Half-life means that at a specific time interval, the amount of substance that you have is half of the amount that you had at the beginning of the previous time interval. So our rate of decay is going to be 50%, or 0.5. So in our parentheses, this becomes 1 minus 0.5 for half-life.
And since half-life is looking at a specific time interval, our x variable is going to become the number of half-lives instead of the amount of time. We still have the initial amount in the beginning. And y is still going to represent our end amount, or the amount at the end of the time period that we're looking at.
So now that we have a formula that we can use for half-life, we can solve some problems. So let's suppose we have 1,000 milligrams of Magnesium-27. Magnesium-27 has a half-life of approximately 9.45 minutes. So we want to know how long, how many minutes it's going to take before we have 100 milligrams of that Magnesium-27.
So looking at my formula, I know that my end amount is going to be 100 milligrams. So I'll substitute 100 milligrams for my y variable. My start amount is 1,000 milligrams. And I'm trying to determine the number of half-lives that will occur before we go from 1,000 milligrams to 100 milligrams. And then I can use that to determine how long it will take to go from 1,000 milligrams to 100 million grams.

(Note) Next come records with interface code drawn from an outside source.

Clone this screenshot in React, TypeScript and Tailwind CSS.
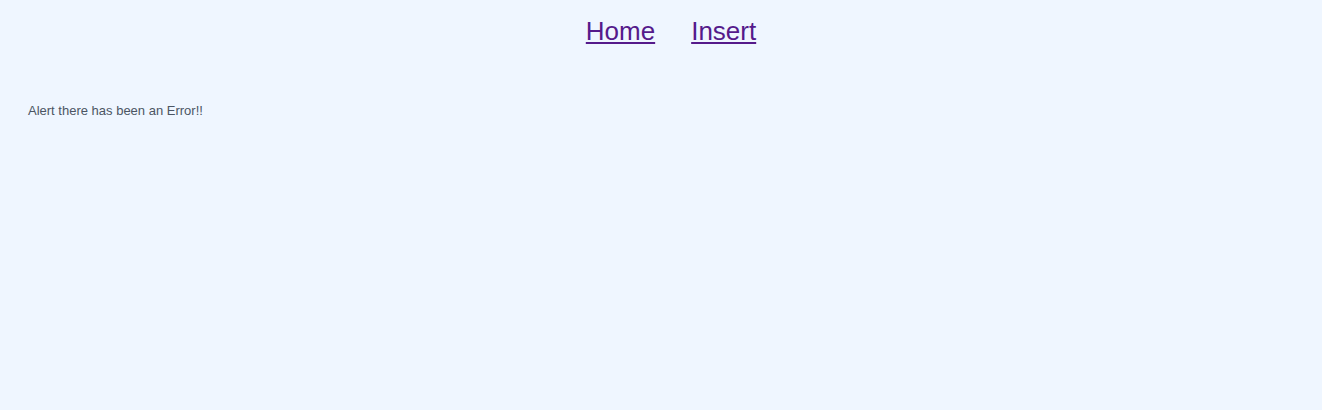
import React from "react";

export default function App() {
  return (
    <div className="min-h-[410px] bg-[#eff6ff] font-['Liberation_Sans',Arial,sans-serif]">
      {/* Nav */}
      <nav className="flex justify-center gap-9 pt-[14px] pl-5">
        <a href="#" className="text-[26px] leading-[34px] text-[#551a8b] underline">
          Home
        </a>
        <a href="#" className="text-[26px] leading-[34px] text-[#551a8b] underline">
          Insert
        </a>
      </nav>

      <main className="px-7 pt-[53px]">
        <p className="text-[13px] text-[#4b5563]">Alert there has been an Error!!</p>
      </main>
    </div>
  );
}
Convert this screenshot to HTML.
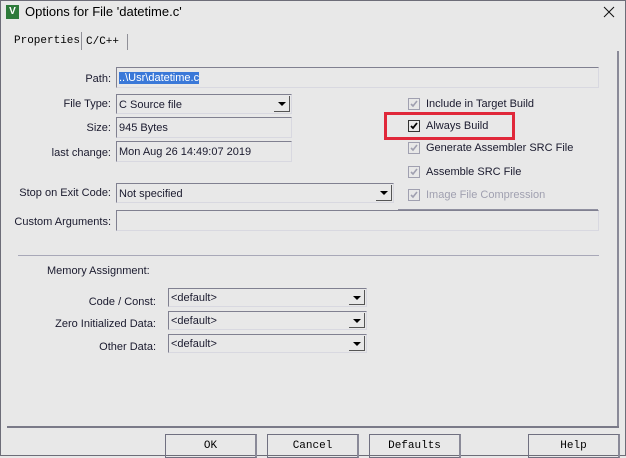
<!DOCTYPE html>
<html><head><style>
*{box-sizing:border-box}
body{margin:0;width:626px;height:456px;overflow:hidden;background:#e8e8e8;font-family:"Liberation Sans",sans-serif;font-size:11px;color:#1a1a2e;position:relative}
.a{position:absolute}
.lbl{position:absolute;text-align:right;white-space:nowrap;margin-top:1px}
.box{position:absolute;border-top:1px solid #808090;border-left:1px solid #808090;border-right:1px solid #d8d8e0;border-bottom:1px solid #d8d8e0;background:#e8e8e8;padding:2px 2px 0;white-space:nowrap;line-height:16px}
.arr{position:absolute;right:1px;top:1px;bottom:1px;width:16px;border-right:1px solid #555;border-bottom:1px solid #555;background:#e8e8e8}
.arr:after{content:"";position:absolute;left:4px;top:6px;border-left:4px solid transparent;border-right:4px solid transparent;border-top:4px solid #000}
.cb{position:absolute;width:12px;height:12px;border:1px solid #a0a0b0;background:#e8e8e8}
.cb svg{position:absolute;left:0;top:0}
.ct{position:absolute;white-space:nowrap;margin-top:1px}
.btn{position:absolute;top:434px;height:24px;width:92px;border:1px solid #707080;border-right:2px solid #8a8a98;text-align:center;font-family:"Liberation Mono",monospace;font-size:11px;line-height:22px;color:#000}
</style></head><body>
<div class="a" style="left:0;top:0;width:626px;height:456px;border:1px solid #6d6d78"></div>
<div class="a" style="left:6px;top:5px;width:13px;height:14px;background:#2d7a3a;color:#fff;font-size:10px;font-weight:bold;line-height:14px;text-align:center">V</div>
<div class="a" style="left:25px;top:4px;font-size:13px;color:#000">Options for File 'datetime.c'</div>
<svg class="a" style="left:603px;top:6px" width="12" height="12"><path d="M1 1L11 11M11 1L1 11" stroke="#111" stroke-width="1"/></svg>
<div class="a" style="left:14px;top:35px;font-family:'Liberation Mono',monospace;font-size:11px;color:#000">Properties</div>
<div class="a" style="left:81px;top:32px;width:1px;height:18px;background:#909098"></div>
<div class="a" style="left:86px;top:36px;font-family:'Liberation Mono',monospace;font-size:11px;color:#000">C/C++</div>
<div class="a" style="left:127px;top:34px;width:1px;height:16px;background:#909098"></div>
<div class="a" style="left:617px;top:51px;width:2px;height:377px;background:#8a8a98"></div>
<div class="a" style="left:7px;top:426px;width:612px;height:2px;background:#7a7a88"></div>

<div class="lbl" style="right:515px;top:72px">Path:</div>
<div class="box" style="left:116px;top:67px;width:483px;height:21px"><span style="background:#3a78d8;color:#fff">..\Usr\datetime.c</span></div>
<div class="lbl" style="right:515px;top:97px">File Type:</div>
<div class="box" style="left:116px;top:94px;width:176px;height:20px">C Source file<div class="arr"></div></div>
<div class="lbl" style="right:515px;top:121px">Size:</div>
<div class="box" style="left:116px;top:117px;width:176px;height:21px">945 Bytes</div>
<div class="lbl" style="right:515px;top:146px">last change:</div>
<div class="box" style="left:116px;top:141px;width:176px;height:21px">Mon Aug 26 14:49:07 2019</div>
<div class="lbl" style="right:515px;top:186px">Stop on Exit Code:</div>
<div class="box" style="left:116px;top:183px;width:278px;height:20px">Not specified<div class="arr"></div></div>
<div class="lbl" style="right:515px;top:215px">Custom Arguments:</div>
<div class="box" style="left:116px;top:210px;width:483px;height:21px"></div>
<div class="a" style="left:398px;top:209px;width:200px;height:1px;background:#9090a0"></div>
<div class="a" style="left:18px;top:255px;width:581px;height:1px;background:#a8a8b8"></div>
<div class="a" style="left:47px;top:265px">Memory Assignment:</div>
<div class="lbl" style="right:470px;top:295px">Code / Const:</div>
<div class="box" style="left:168px;top:288px;width:199px;height:19px;line-height:14px">&lt;default&gt;<div class="arr"></div></div>
<div class="lbl" style="right:470px;top:317px">Zero Initialized Data:</div>
<div class="box" style="left:168px;top:311px;width:199px;height:19px;line-height:14px">&lt;default&gt;<div class="arr"></div></div>
<div class="lbl" style="right:470px;top:340px">Other Data:</div>
<div class="box" style="left:168px;top:334px;width:199px;height:19px;line-height:14px">&lt;default&gt;<div class="arr"></div></div>

<div class="cb" style="left:408px;top:98px"><svg width="10" height="10"><path d="M2 5L4 7L8 2" stroke="#a0a0b0" stroke-width="1.6" fill="none"/></svg></div>
<div class="ct" style="left:426px;top:97px">Include in Target Build</div>
<div class="cb" style="left:408px;top:120px;border-color:#333"><svg width="10" height="10"><path d="M2 5L4 7L8 2" stroke="#000" stroke-width="1.8" fill="none"/></svg></div>
<div class="ct" style="left:426px;top:119px">Always Build</div>
<div class="a" style="left:384px;top:112px;width:131px;height:28px;border:3px solid #e0283a"></div>
<div class="cb" style="left:408px;top:142px"><svg width="10" height="10"><path d="M2 5L4 7L8 2" stroke="#a0a0b0" stroke-width="1.6" fill="none"/></svg></div>
<div class="ct" style="left:426px;top:141px">Generate Assembler SRC File</div>
<div class="cb" style="left:408px;top:166px"><svg width="10" height="10"><path d="M2 5L4 7L8 2" stroke="#a0a0b0" stroke-width="1.6" fill="none"/></svg></div>
<div class="ct" style="left:426px;top:165px">Assemble SRC File</div>
<div class="cb" style="left:408px;top:189px"><svg width="10" height="10"><path d="M2 5L4 7L8 2" stroke="#a0a0b0" stroke-width="1.6" fill="none"/></svg></div>
<div class="ct" style="left:426px;top:188px;color:#a0a0b0">Image File Compression</div>

<div class="btn" style="left:165px">OK</div>
<div class="btn" style="left:267px">Cancel</div>
<div class="btn" style="left:369px">Defaults</div>
<div class="btn" style="left:528px">Help</div>
</body></html>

So to solve for my x variable, I'm going to start by dividing by 1,000 on both sides. So that will give me 0.1 is equal to 1 minus 0.5 to the x. Now I can simplify my parentheses. 1 minus 0.5 is just 0.5.
And this in an exponential equation. So I can solve it by using the inverse operation of a logarithm. So I'm going to take the log of both sides. So here this becomes log of 0.1, which is just negative 1.
And here, log of 0.5 to the x exponent-- using my property of logarithms, I can write that as x multiplied by log of 0.5. My x exponent becomes a multiplier in front of the logarithm. Log of 0.5 is approximately negative 0.301. So I can rewrite this as negative 1 is equal to x times negative 0.301.
And finally, I can solve for x by dividing both sides by negative 0.301. And I find that x is approximately equal to 3.3, which again, is the number of half-lives. So we know that Magnesium-27, our substance goes through 3.3 half-lives before it goes from 1,000 milligrams to 100 milligrams.
So if we want to know how many minutes that takes, we can multiply 3.3 half-lives by our half-life of 9.45 minutes for one half-life. So when we multiply these two together, we know our half-life unit will cancel and our units will just be minutes. And so we found that for our substance to go from 1,000 milligrams to 100 milligrams, it's going to take approximately 31.2 minutes.
So let's go over our key points from today. Exponential decay equations can be used to represent real world situations such as drug filtration or half-life. In the exponential decay formula, a is the initial value, b is the rate of change expressed as a decimal. It is subtracted from one to represent decay. When solving an exponential decay equation for the variable exponent, one method is to take the log of both sides of the equation at apply properties of logs.
So I hope that these key points and examples helped you understand a little bit more about exponential decay. Keep using your notes and keep on practicing, and soon you'll be a pro. Thanks for watching.